М.Ю.Лермонтов, «Валерик»
Летом 1840 г. Лермонтов был командирован в отряд генерал-лейтенанта Галафеева, которому предстояло участвовать в военной экспедиции в Большую и Малую Чечню, отмечал исследователь С.В.Чекалин. 11 июля Лермонтов принял участие в кровопролитном сражении у речки Валерик, ставшем широко известным благодаря его поэме с таким же названием. За проявленное геройство он был представлен к ордену Святого Владимира и золотой сабле «За храбрость», но награду получить не успел – был убит на дуэли.
Представляя поэта к награде, генерал Галафеев так охарактеризовал его поведение в бою: «Во время штурма неприятельских завалов на реке Валерик имел поручение наблюдать за действиями передовой штурмовой колонны и уведомлять начальника отряда об ее успехах, что было сопряжено с величайшею для него опасностью от неприятеля, скрывавшегося в лесу за деревьями и кустами. Но офицер этот, несмотря ни на какие опасности, исполнял возложенное на него поручение с отменным мужеством и хладнокровием и с первыми рядами храбрейших ворвался в неприятельские завалы».
В этом сражении Лермонтов потерял своего товарища, переведенного рядовым на Кавказ, декабриста Лихарева, с которым близко сошелся летом 1840 г. «В последнем деле, где он был убит, – рассказывал их современник, – он был в стрелках с Лермонтовым... Сражение приходило к концу, и оба приятеля шли рука об руку, споря о Канте и Гегеле, и часто, в жару спора, неосторожно останавливались... В одну из таких остановок вражеская пуля поразила Лихарева в спину навылет, и он упал навзничь».
Описывая в «Валерике» с жестокой, но истинной правдой один из эпизодов военных действий на Кавказе, Лермонтов не мог не отметить бесчеловечность этой войны с ее многочисленными и напрасными, как он полагал, жертвами. Так думал тогда не он один.
15 июля отряд Галафеева вернулся в крепость Грозную, а 17 июля выступил вновь в экспедицию, на этот раз в Дагестан, через крепость Внезапную и Миатлинскую переправу к Темир-Хан-Шуре. В походе Лермонтов ходил «то в красной канаусовой рубашке, то в офицерском сюртуке без эполет, с откинутым назад воротником и переброшенною через плечо черкесскою шашкой... В кругу своих товарищей, гвардейских офицеров, участвующих вместе с ним в экспедиции, он всегда был весел, любил острить... Когда он оставался один или с людьми, которых любил, он становился задумчив, и тогда лицо его принимало необыкновенно выразительное, серьезное и даже грустное выражение».
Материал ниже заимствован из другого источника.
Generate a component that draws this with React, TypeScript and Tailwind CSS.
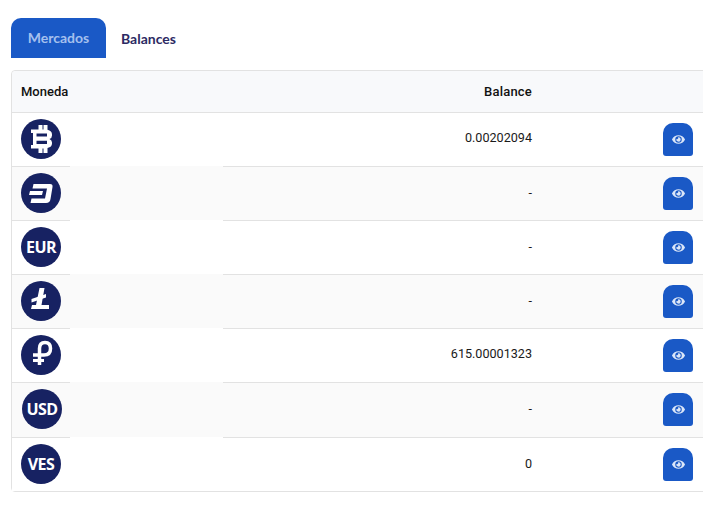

Таким и запечатлен Лермонтов в альбомных рисунках сослуживцев. На одном из них поэт изображен в профиль, в военной фуражке (рисовавшему удалось схватить живое, непринужденное выражение лица), на другом Лермонтов в кругу друзей на привале. Рисунки сделаны в конце июля 1840 г., вскоре после сражения у речки Валерик, когда отряд генерала Галафеева стоял лагерем у Миатлинской переправы по пути к крепости Темир-Хан-Шуре.
Лермонтов получил под командование «отборную команду охотников, состоящую из ста казаков... нечто вроде партизанского отряда». С этой командой он появлялся неожиданно в самых опасных местах во время стычек с горцами.
«Невозможно было сделать выбор удачнее: всюду поручик Лермонтов первым подвергался выстрелам... и во главе отряда оказывал самоотвержение выше всякой похвалы», – отмечал заслуги Лермонтова генерал Галафеев. Лишь зимой Лермонтову удалось получить краткосрочный отпуск в Петербург, но хлопоты об отставке закончились неудачей. И это несмотря на то, что у Лермонтова было много знакомых и даже родных на Кавказе. Муж тетки Лермонтова, генерал Петров, в 1837 г., во время первой ссылки поэта на Кавказ, служил начальником штаба войск Кавказской линии.
Лермонтова нашла совсем не чеченская пуля. Не многие тогда смогли оценить потерю. Лишь Ермолов со свойственной ему прямотой высказался: «Если бы я был на Кавказе, уж я бы не спустил этому Мартынову. Я бы спровадил его; там есть такие дела, что можно послать да, вынув часы, считать, через сколько времени посланного не будет в живых. И было бы законным порядком. Уж у меня бы не отделался. Уж если бы я был на Кавказе, уж я б там навел порядок!»